REC electrifies village in Bolivia

Michelle McConnaha reports for Ravalli Republic:

Against the odds, linemen from the Ravalli Electric Cooperative and other electric cooperatives from Montana brought electricity to a rural village in Bolivia last month.

In Pando (Northern region of Bolivia) in the village called Villa Cotoca, the Big Sky effort now provides electricity to the 38 homes and 150 people, including 30 kids in the village school for grades K-6.

Each student was awarded a computer through a government program they originally could not participate in due to no electricity. Also, two local stores recently opened and Pando governor’s office expects greater economic growth as result of electrification.

Ravalli Electric Co-op Manager of Operations Kyle Kearns served as the team leader to oversee and direct the installation. The International Project had 13 linemen and communication personnel from co-ops across Montana. The vast project spanned 11 kilometers (7 miles) and 91 power poles. The group’s duties were to prepare poles with hardware, set power poles, string and attach wire to poles leading to Villa Cotoca.

Electrification projects are selected and designed by the National Rural Electric Cooperative Association International and electric co-ops from across the nation participate. In June, the Montana team learned they were tapped to serve several years earlier than expected and didn’t have much time to prepare. Fund raising was held at REC co-op events, sponsors and other electric co-ops contributed so REC felt little financial impact.

Kearns said his team took their own tools and climbing equipment, but lines and poles were provided. Travel delays for the team meant that the project began two-days behind schedule.

“By the time we got there we ended up with eight construction days [the original plan was for 10],” Kearns said. “We had quite a few different groups to work with.”

A local engineer could speak some English and two interpreters helped with communication. Bolivian construction crews set poles and cleared the right of way while local village crews cleared vines and trees. Only about half the poles needed had been set by the time the Montana crew arrived.

Heat was the biggest problem for Montana linemen who came from winter weather with snow as the trip was from Feb. 26 – March 14. Temperatures in Bolivia were in the high 90s with over 90% humidity. Kearns said it felt like 110 degrees and 100 degrees in the shade.

“One of the most important things I focused on was keeping the crew cool and hydrated,” Kearns said. “If they were up on a pole too long in the sun it really took a toll on their bodies and minds.”

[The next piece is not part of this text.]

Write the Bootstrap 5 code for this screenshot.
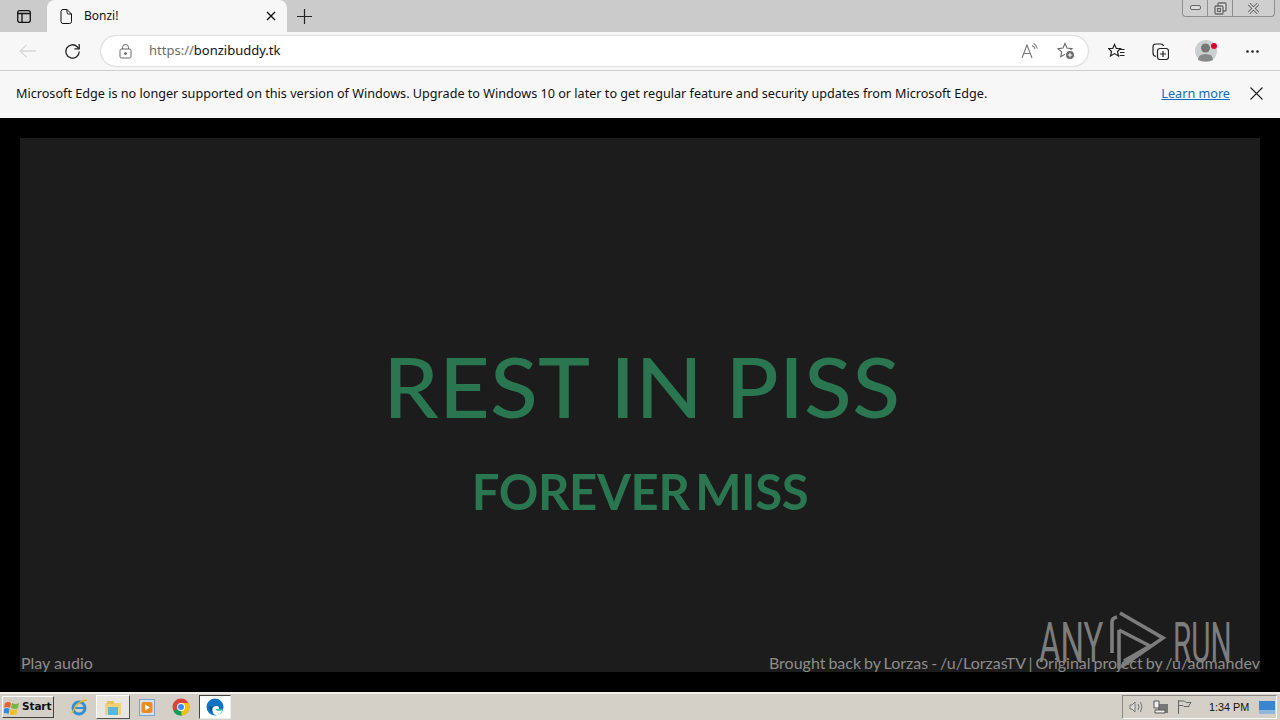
<!DOCTYPE html>
<html lang="en">
<head>
<meta charset="utf-8">
<title>Bonzi!</title>
<link href="https://cdn.jsdelivr.net/npm/bootstrap@5.3.0/dist/css/bootstrap.min.css" rel="stylesheet">
<style>
html,body{margin:0;height:720px;overflow:hidden;background:#000}
body{width:1280px;font-family:"Noto Sans","Open Sans",sans-serif;color:#111;position:relative}
svg{display:block;flex:none}
.tabstrip{height:32px;background:#cbcbcb;padding-left:8px}
.side-btn{width:32px;height:32px}
.browser-tab{width:240px;height:32px;margin-left:7px;background:#f7f7f7;border-radius:8px 8px 0 0;padding:0 11px 0 13px;font-size:12px}
.tab-name{margin-left:12px;margin-right:auto}
.new-tab{width:35px;height:32px}
.win-ctl{height:17px;margin-left:auto;margin-right:5px;border:1px solid #8f8f8f;border-top:0;border-radius:0 0 4px 4px;background:#cfcfcf}
.win-ctl>div{height:100%;border-right:1px solid #8f8f8f;width:25px}
.win-ctl>div:last-child{border-right:0;width:41px}
.toolbar{height:39px;background:#f7f7f7;border-bottom:1px solid #cfcfcf;padding-left:10px}
.tool{width:36px;height:32px}
.tool-prof{margin-left:11px}
.tool-more{margin-left:9px}
.addr{width:987px;height:30px;margin-left:11px;margin-right:10px;background:#fff;border-radius:15px;box-shadow:0 0 2px rgba(0,0,0,.35);padding-left:18px;padding-right:13px;font-size:13px}
.scheme{color:#6b6b6b;margin-left:17px}
.infobar{height:47px;background:#f7f7f7;padding:0 17px 2px 16px;font-size:12.64px}
.infobar a{color:#0f6cbd;margin-left:auto;margin-right:20px}
.page-area{height:574px;background:#000;padding:20px}
.panel{height:534px;background:#1c1c1c;font-family:Lato,sans-serif;position:relative}
.rip{color:#2a7650;font-size:83px;line-height:96px;font-weight:500;margin:0;padding-top:200px;text-align:center;padding-left:4px}
.rip-wide{display:inline-block;transform:scaleX(1.06);letter-spacing:.2px}
.miss{color:#2a7650;font-size:49px;line-height:58px;font-weight:700;margin:0;padding-top:28px;letter-spacing:-.35px;word-spacing:-6px;text-align:center}
.foot-line{position:absolute;left:1px;right:0;bottom:0;color:#8d8d8d;font-size:16px;line-height:19px}
.foot-line a{color:#8d8d8d;text-decoration:none}
.credit{word-spacing:-1.15px}
.mark-logo{position:absolute;left:1039px;top:609px;width:194px;height:62px}
.any,.runw{position:absolute;top:2px;font-family:"Roboto",sans-serif;font-weight:400;font-size:55px;line-height:64px;transform-origin:left top;color:#7d7d7d}
.any{left:0;transform:scaleX(.6)}
.runw{left:134px;transform:scaleX(.54)}
.taskbar{height:28px;background:#d4d0c8;border-top:2px solid #f1efe9;font-family:"Liberation Sans",sans-serif}
.start-btn{width:52px;height:22px;margin:2px 0 0 2px;background:#d4d0c8;border:1px solid;border-color:#fff #404040 #404040 #fff;font-weight:700;font-size:10.5px;font-family:"DejaVu Sans",sans-serif;gap:2px;padding-left:1px;letter-spacing:-.1px}
.t-icon{width:34px;height:24px;margin-top:1px}
.t-first{margin-left:8px}
.t-pressed{background:#e9e6df;border:1px solid;border-color:#fff #555 #555 #fff}
.t-active{background:#fff;border:1px solid;border-color:#444 #eee #eee #444;width:32px;margin-left:1px}
.tray{margin-left:auto;width:155px;height:24px;margin-top:1px;margin-right:3px;border:1px solid;border-color:#8a8a8a #f8f8f8 #f8f8f8 #8a8a8a;font-size:10.8px;padding-left:6px;padding-right:1px;white-space:nowrap}
.clock{margin-left:9px;margin-right:auto}
</style>
</head>
<body>
<div class="tabstrip d-flex align-items-start">
  <div class="side-btn d-flex align-items-center justify-content-center"><svg width="14" height="13" viewBox="0 0 14 13" fill="none" stroke="#111" stroke-width="1.3"><rect x=".7" y=".7" width="12.6" height="11.6" rx="2"/><path d="M.7 3.5h12.6M5 3.5v8.8" /></svg></div>
  <div class="browser-tab d-flex align-items-center">
    <svg width="12" height="15" viewBox="0 0 12 15" fill="none" stroke="#111"><path d="M1 2.500q0-2 2-2h4l4.500 4.500v7.500q0 2-2 2h-6.500q-2 0-2-2zM7 .5v3q0 1.500 1.500 1.500h3"/></svg>
    <span class="tab-name">Bonzi!</span>
    <svg width="10" height="10" viewBox="0 0 10 10" stroke="#111" stroke-width="1.400"><path d="M1 1l8 8M9 1l-8 8"/></svg>
  </div>
  <div class="new-tab d-flex align-items-center justify-content-center"><svg width="15" height="15" viewBox="0 0 15 15" stroke="#222" stroke-width="1.200"><path d="M7.500 0v15M0 7.500h15"/></svg></div>
  <div class="win-ctl d-flex">
    <div class="d-flex align-items-center justify-content-center"><svg width="11" height="6" viewBox="0 0 11 6" fill="#ddd" stroke="#666"><rect x=".5" y=".5" width="10" height="4" rx="1.500"/></svg></div>
    <div class="d-flex align-items-center justify-content-center"><svg width="13" height="13" viewBox="0 0 13 13" fill="#ddd" stroke="#666" stroke-width="1.300"><rect x="4" y="1" width="8" height="8" rx="1"/><rect x="1" y="4" width="8" height="8" rx="1"/><rect x="3.500" y="6.500" width="3" height="3" fill="none"/></svg></div>
    <div class="d-flex align-items-center justify-content-center"><svg width="13" height="11" viewBox="0 0 13 11" stroke="#666" stroke-width="3.200"><path d="M2 1l9 9M11 1l-9 9"/><path d="M2 1l9 9M11 1l-9 9" stroke="#ddd" stroke-width="1.400"/></svg></div>
  </div>
</div>
<div class="toolbar d-flex align-items-center">
  <div class="tool d-flex align-items-center justify-content-center"><svg width="18" height="14" viewBox="0 0 18 14" fill="none" stroke="#d8d8d8" stroke-width="1.300"><path d="M1 7h16M7.500 1l-6.500 6 6.500 6"/></svg></div>
  <div class="tool ms-2 d-flex align-items-center justify-content-center"><svg width="17" height="17" viewBox="0 0 17 17" fill="none" stroke="#222" stroke-width="1.300"><path d="M15.200 8.500a6.700 6.700 0 1 1-2-4.800l2 2"/><path d="M15.200 1v4.800h-4.800" /></svg></div>
  <div class="addr d-flex align-items-center">
    <svg width="13" height="15" viewBox="0 0 13 15" fill="none" stroke="#666"><rect x="1" y="5" width="11" height="9" rx="1.500"/><path d="M3.500 5V3.500a3 3 0 0 1 6 0V5"/><circle cx="6.500" cy="9.500" r="1" fill="#666"/></svg>
    <span class="scheme">https://</span><span>bonzibuddy.tk</span>
    <svg class="ms-auto" width="17" height="16" viewBox="0 0 17 16" fill="none" stroke="#777" stroke-width="1.100"><path d="M1 15L6 2l5 13M2.800 10.500h6.500"/><path d="M11 2.500q2.500 1 3 3.500M12.500.5q3 1.500 3.800 5"/></svg>
    <svg style="margin-left:19px" width="18" height="18" viewBox="0 0 18 18" fill="none" stroke="#666" stroke-width="1.100"><path d="M8 1.500l2 4.600 5 .5-3.700 3.300 1 4.800L8 12.300 3.700 14.700l1-4.800L1 6.600l5-.5z"/><circle cx="13" cy="13" r="4.500" fill="#666" stroke="#f7f7f7"/><path d="M13 10.800v4.400M10.800 13h4.400" stroke="#fff"/></svg>
  </div>
  <div class="tool d-flex align-items-center justify-content-center"><svg width="17" height="16" viewBox="0 0 17 16" fill="none" stroke="#222" stroke-width="1.200"><path d="M6.500 1.500l1.800 4h4.200l-3 3 1 4.500-4-2.400-4 2.400 1-4.500-3-3h4.200z"/><path d="M11.500 6.500h5M12 9.500h4.500M11.500 12.500h5"/></svg></div>
  <div class="tool ms-2 d-flex align-items-center justify-content-center"><svg width="17" height="17" viewBox="0 0 17 17" fill="none" stroke="#222" stroke-width="1.200"><path d="M4 13.500q-3-.5-3-3.500V4q0-3 3-3h5q2 0 2.500 2"/><rect x="5.500" y="5.500" width="11" height="11" rx="2.500"/><path d="M11 8v6M8 11h6"/></svg></div>
  <div class="tool tool-prof d-flex align-items-center justify-content-center"><svg width="26" height="24" viewBox="0 0 26 24"><circle cx="12" cy="12" r="11" fill="#c9d0cf"/><circle cx="11.500" cy="9" r="4.500" fill="#777"/><path d="M4 21q0-6 7.500-6t7.500 6q-7 3-15 0z" fill="#888"/><circle cx="20" cy="7" r="3" fill="#e3002b"/></svg></div>
  <div class="tool tool-more d-flex align-items-center justify-content-center"><svg width="13" height="3" viewBox="0 0 13 3" fill="#222"><circle cx="1.500" cy="1.500" r="1.300"/><circle cx="6.500" cy="1.500" r="1.300"/><circle cx="11.500" cy="1.500" r="1.300"/></svg></div>
</div>
<div class="infobar d-flex align-items-center">
  <span>Microsoft Edge is no longer supported on this version of Windows. Upgrade to Windows 10 or later to get regular feature and security updates from Microsoft Edge.</span>
  <a href="#">Learn more</a>
  <svg width="13" height="13" viewBox="0 0 13 13" stroke="#222" stroke-width="1.100"><path d="M.5.500l12 12M12.500.500l-12 12"/></svg>
</div>
<div class="page-area">
  <div class="panel">
    <h1 class="rip"><span class="rip-wide">REST IN PISS</span></h1>
    <h2 class="miss">FOREVER MISS</h2>
    <div class="foot-line d-flex justify-content-between">
      <a href="#">Play audio</a>
      <span class="credit">Brought back by Lorzas - /u/LorzasTV | Original project by /u/admandev</span>
    </div>
  </div>
</div>
<div class="mark-logo">
  <span class="any">ANY</span>
  <svg width="194" height="62" viewBox="0 0 194 62" fill="none" stroke="#7d7d7d" stroke-width="3.600" style="position:absolute;left:0;top:0"><path d="M73 44V13q0-4 5-5"/><path d="M81 4L124 29 82 58"/><path d="M80 21V60M80 21L111 37 85 52"/></svg>
  <span class="runw">RUN</span>
</div>
<div class="taskbar d-flex align-items-start">
  <div class="start-btn d-flex align-items-center">
    <svg width="16" height="15" viewBox="0 0 16 15"><path d="M1 3q3-2 6 0l-1 5q-3-2-6 0z" fill="#e8632b"/><path d="M8 3q3 2 7 0l-1 5q-3 2-7 0z" fill="#7cb342"/><path d="M0 9q3-2 5.500 0l-1 5q-3-2-6 0z" fill="#2f88d8"/><path d="M6.500 9q3 2 7 0l-1 5q-3 2-7 0z" fill="#f3c11f"/></svg>
    <span>Start</span>
  </div>
  <div class="t-first t-icon d-flex align-items-center justify-content-center"><svg width="18" height="18" viewBox="0 0 18 18" fill="none"><ellipse cx="9" cy="10" rx="6" ry="6" stroke="#2f8fd8" stroke-width="3"/><path d="M4 10h10" stroke="#2f8fd8" stroke-width="2"/><path d="M2 15Q8 2 17 2" stroke="#e6b81e" stroke-width="1.500"/></svg></div>
  <div class="t-icon t-pressed d-flex align-items-center justify-content-center"><svg width="16" height="15" viewBox="0 0 16 15"><rect x="0" y="3" width="16" height="12" rx="1" fill="#f0d27a"/><rect x="3" y="7" width="10" height="8" fill="#5eb6d8"/><rect x="2" y="1" width="7" height="3" fill="#e7c160"/></svg></div>
  <div class="t-icon d-flex align-items-center justify-content-center"><svg width="16" height="17" viewBox="0 0 16 17"><rect x=".5" y=".5" width="15" height="16" fill="#cfe1f3" stroke="#7aa3cf"/><rect x="2.500" y="3" width="11" height="11" rx="2" fill="#ee8a1f"/><path d="M6 5.500v6l5-3z" fill="#fff"/></svg></div>
  <div class="t-icon d-flex align-items-center justify-content-center"><svg width="18" height="18" viewBox="0 0 18 18"><circle cx="9" cy="9" r="8.500" fill="#db4437"/><path d="M9 9L1.500 13a8.500 8.500 0 0 0 8 4.500z" fill="#0f9d58"/><path d="M9 5h7.500a8.500 8.500 0 0 1-7 12.500z" fill="#f4c20d"/><circle cx="9" cy="9" r="4" fill="#fff"/><circle cx="9" cy="9" r="3" fill="#4285f4"/></svg></div>
  <div class="t-icon t-active d-flex align-items-center justify-content-center"><svg width="18" height="18" viewBox="0 0 18 18"><circle cx="9" cy="9" r="8.500" fill="#1273c4"/><path d="M17 10q0 6-6 7-5 0-5-5 0-3 4-3 3 0 3 2h4z" fill="#35c1a8"/><path d="M8 9q-3 1-1.500 5-4-2-3-6" fill="#0c4c8f"/><path d="M6.500 10.500q.5-2.500 4-2.500 2.500 0 2.500 2l-.5 1h-3q.5 2 3.500 2 2 0 3-1-1 5-5.500 5-4 0-4-6z" fill="#fff"/></svg></div>
  <div class="tray d-flex align-items-center gap-2">
    <svg width="16" height="14" viewBox="0 0 16 14" fill="none" stroke="#777"><path d="M1 5h2l3-3v10l-3-3H1z" fill="#ddd"/><path d="M9 4q2 3 0 6M11.500 2q3 5 0 10"/></svg>
    <svg width="16" height="15" viewBox="0 0 16 15"><rect x="5" y="4" width="10" height="9" fill="#777"/><path d="M1 1h5v7H1zM2 10h10v3H2z" fill="#eee" stroke="#555"/></svg>
    <svg width="15" height="14" viewBox="0 0 15 14" fill="none" stroke="#666"><path d="M1.500 0v14M1.500 1h6l1.500 1.500h5l-2 3 0 1-5 0-1-1h-4.500"/></svg>
    <span class="clock">1:34 PM</span>
    <svg width="16" height="13" viewBox="0 0 16 13"><rect width="16" height="11" fill="#3a85d0"/><rect y="9" width="16" height="4" fill="#8db8e0"/></svg>
  </div>
</div>
</body>
</html>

With crew members feeling dizzy and nauseous they had to take breaks in the shade and each drink over 10 bottles of water a day.

To make up for the two-day late start, and not having all the poles installed and right of ways cleared, the Montana crew put in the extra effort of long days every day and they worked dawn-to-dusk the last day to complete the project.

“We had to adapt to what we had down there, I knew we came all this way with one job to do and I didn’t want to go home feeling defeated,” Kearns said. “I hate to lose, and I wanted to be able to walk away with a victory. [These guys] fought hard to get the job done and were extraordinary. They rallied together and took care of each other.”

REC Manager of Communications Melissa Greenwood traveled to Bolivia with the team, and State Communications Director Ryan Hall, to assist with documenting the project. Using photography, video, observation and interviews Greenwood brought home the message of success in Bolivia.

“This is the first time a group of all Montana linemen have done such a ground-breaking event,” Greenwood said. “We documented the project, the Montana linemen and villagers.”

She said part of the trip that impacted her the most was visiting the town’s school that was only 10 years old but in rough shape.

“The kids were happy as could be and excited to see new faces,” Greenwood said. “They were eager to talk to us, but I don’t know Spanish, so communication was challenging.”

The teachers were excited because the addition of electricity to the village meant that students would have computers and could do homework at night.

“The teachers were excited that their students could have more ways to communicate with people and learn more,” Greenwood said. “The teachers are hoping students growing up will have a better outlook on life and a better future ahead of them.”

The Montana crews lived in the third-world conditions of bamboo huts, no electricity, large insects and hot weather.

“The environment was hard, but the overall impact and what we accomplished made it a really neat experience,” Greenwood said. “It was not a luxury vacation.”

When the project was completed the crew and village held a lighting ceremony and one token light bulb was lit. The children smiled and danced. After the crew left, the community was connected to the ENDE-Cobija distribution system (local government utility) and every house will be wired for full-time electricity.

Kearns said the trip had a big impact on him.

“Just to see the happy villagers, the smiles on the kids and knowing we had contributed to life-change for them was a big deal,” Kearns said. “They made us necklaces and everything was an amazing experience. It was very rewarding.”